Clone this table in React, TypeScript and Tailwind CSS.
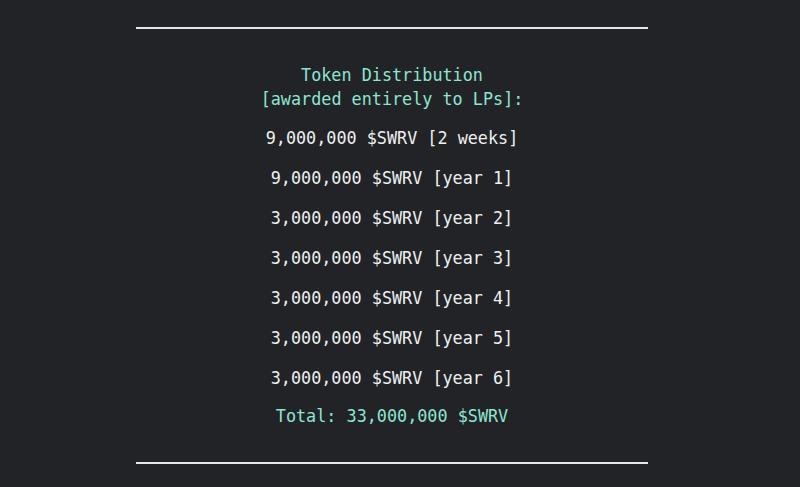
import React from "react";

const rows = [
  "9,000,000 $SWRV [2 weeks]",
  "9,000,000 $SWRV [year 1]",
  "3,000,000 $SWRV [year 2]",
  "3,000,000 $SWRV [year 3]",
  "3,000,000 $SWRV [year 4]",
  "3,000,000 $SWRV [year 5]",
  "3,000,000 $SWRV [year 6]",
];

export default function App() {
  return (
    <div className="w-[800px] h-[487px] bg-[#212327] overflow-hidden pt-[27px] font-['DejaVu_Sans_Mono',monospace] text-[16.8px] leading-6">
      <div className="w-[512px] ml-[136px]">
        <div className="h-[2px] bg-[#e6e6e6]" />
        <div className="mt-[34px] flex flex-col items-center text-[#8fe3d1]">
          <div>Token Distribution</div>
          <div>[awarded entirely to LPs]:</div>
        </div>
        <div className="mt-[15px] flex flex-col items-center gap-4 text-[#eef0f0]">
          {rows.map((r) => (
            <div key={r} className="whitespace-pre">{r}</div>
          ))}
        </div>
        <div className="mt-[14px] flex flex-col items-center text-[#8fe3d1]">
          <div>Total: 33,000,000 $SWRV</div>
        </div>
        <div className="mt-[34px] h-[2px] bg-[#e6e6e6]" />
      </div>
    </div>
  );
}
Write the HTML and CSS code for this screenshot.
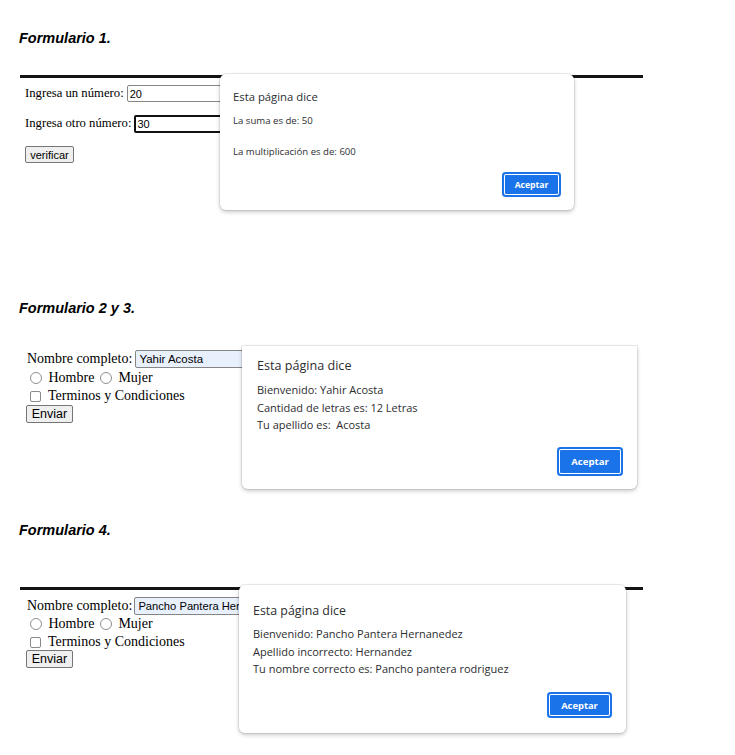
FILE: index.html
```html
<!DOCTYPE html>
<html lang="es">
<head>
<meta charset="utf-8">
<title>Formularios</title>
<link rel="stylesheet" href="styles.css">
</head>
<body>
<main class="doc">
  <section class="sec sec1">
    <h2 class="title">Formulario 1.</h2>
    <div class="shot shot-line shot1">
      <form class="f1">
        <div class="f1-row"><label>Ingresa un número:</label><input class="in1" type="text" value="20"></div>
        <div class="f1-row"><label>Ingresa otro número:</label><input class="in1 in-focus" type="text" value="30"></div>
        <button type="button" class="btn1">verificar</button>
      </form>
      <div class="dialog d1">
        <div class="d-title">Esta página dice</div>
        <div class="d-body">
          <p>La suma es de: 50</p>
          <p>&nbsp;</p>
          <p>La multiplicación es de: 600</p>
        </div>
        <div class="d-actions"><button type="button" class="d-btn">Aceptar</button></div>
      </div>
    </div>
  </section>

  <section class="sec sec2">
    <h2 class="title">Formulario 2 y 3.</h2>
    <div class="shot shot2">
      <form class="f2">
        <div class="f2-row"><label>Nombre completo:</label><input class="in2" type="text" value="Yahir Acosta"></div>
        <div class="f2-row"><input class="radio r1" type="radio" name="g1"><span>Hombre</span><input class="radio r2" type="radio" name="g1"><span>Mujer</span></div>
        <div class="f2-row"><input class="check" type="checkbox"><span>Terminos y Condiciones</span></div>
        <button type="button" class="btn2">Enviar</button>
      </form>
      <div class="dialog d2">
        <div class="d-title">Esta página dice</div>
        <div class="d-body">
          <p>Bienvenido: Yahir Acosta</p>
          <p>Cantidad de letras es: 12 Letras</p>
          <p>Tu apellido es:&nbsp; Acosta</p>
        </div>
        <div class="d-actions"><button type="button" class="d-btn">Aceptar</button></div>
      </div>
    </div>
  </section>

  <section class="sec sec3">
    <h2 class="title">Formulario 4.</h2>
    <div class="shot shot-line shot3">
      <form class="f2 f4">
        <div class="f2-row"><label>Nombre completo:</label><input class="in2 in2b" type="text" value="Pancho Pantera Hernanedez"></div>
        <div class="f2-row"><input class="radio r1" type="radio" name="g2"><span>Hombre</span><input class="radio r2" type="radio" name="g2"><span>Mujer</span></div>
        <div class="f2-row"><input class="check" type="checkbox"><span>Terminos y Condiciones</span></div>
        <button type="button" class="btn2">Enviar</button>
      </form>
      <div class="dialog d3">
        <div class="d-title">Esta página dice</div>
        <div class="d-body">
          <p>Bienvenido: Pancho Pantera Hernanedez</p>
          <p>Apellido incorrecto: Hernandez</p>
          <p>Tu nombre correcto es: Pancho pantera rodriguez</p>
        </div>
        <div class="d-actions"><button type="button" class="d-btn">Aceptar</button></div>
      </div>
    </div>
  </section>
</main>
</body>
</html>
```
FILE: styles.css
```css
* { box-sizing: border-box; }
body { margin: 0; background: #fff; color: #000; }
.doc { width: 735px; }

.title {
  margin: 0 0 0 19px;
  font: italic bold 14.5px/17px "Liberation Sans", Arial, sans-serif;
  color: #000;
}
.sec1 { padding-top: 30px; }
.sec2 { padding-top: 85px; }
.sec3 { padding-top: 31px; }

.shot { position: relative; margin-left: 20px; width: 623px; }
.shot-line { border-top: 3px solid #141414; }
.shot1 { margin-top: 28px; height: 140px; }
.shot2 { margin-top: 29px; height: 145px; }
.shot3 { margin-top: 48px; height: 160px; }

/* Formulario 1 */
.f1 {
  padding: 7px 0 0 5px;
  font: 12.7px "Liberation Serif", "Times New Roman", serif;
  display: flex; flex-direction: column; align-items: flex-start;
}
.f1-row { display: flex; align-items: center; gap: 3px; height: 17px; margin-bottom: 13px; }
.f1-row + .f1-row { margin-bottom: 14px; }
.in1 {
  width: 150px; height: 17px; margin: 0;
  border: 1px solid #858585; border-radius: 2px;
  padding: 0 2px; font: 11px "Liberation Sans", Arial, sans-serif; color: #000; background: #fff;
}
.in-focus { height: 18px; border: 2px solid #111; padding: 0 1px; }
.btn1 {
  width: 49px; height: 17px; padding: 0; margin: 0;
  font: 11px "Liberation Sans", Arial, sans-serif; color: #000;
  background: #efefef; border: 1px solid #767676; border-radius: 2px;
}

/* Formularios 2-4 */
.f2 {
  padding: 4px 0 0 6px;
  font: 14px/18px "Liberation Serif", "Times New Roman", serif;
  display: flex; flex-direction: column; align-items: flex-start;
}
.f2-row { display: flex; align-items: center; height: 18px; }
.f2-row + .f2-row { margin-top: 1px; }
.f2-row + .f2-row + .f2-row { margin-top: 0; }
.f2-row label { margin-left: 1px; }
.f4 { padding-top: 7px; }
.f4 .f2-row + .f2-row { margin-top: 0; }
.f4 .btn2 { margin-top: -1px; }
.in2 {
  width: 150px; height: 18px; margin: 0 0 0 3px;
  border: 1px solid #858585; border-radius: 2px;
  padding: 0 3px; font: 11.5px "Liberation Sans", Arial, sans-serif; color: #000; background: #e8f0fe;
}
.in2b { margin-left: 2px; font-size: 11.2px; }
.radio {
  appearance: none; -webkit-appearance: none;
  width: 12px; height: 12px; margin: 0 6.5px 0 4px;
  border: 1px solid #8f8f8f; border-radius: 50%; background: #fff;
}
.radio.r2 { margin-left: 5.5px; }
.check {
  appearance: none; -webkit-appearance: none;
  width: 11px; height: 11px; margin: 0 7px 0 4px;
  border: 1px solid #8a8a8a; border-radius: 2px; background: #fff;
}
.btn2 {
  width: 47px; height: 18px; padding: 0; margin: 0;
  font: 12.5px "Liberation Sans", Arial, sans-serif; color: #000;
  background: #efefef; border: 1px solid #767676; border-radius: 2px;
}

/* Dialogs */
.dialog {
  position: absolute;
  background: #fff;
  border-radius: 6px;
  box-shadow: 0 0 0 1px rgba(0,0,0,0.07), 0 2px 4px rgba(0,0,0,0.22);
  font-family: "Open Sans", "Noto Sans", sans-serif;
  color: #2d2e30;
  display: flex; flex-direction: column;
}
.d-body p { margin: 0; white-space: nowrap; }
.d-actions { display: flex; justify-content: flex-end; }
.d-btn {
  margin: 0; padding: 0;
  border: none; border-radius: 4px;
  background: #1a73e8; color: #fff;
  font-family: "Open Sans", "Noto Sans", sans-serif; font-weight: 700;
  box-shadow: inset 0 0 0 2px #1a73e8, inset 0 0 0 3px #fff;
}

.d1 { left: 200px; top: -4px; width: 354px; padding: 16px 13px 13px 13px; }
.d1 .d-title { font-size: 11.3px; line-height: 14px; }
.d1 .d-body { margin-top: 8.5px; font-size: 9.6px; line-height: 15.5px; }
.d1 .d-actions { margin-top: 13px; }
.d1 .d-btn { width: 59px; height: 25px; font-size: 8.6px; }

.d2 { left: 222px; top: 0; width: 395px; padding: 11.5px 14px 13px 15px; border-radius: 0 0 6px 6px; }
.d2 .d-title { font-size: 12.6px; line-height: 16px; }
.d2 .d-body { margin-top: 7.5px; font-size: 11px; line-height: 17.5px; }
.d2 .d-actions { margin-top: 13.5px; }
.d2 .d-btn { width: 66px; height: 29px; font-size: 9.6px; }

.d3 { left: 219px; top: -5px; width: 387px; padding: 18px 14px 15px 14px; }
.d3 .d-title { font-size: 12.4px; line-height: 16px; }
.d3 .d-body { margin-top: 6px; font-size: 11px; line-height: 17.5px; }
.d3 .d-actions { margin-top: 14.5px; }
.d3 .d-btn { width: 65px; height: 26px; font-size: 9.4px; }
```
========
> Problem to solve
Check the data for the word "React" and pull out the lines that have it.

> Output
Clone this table in React, TypeScript and Tailwind CSS.
import React from "react";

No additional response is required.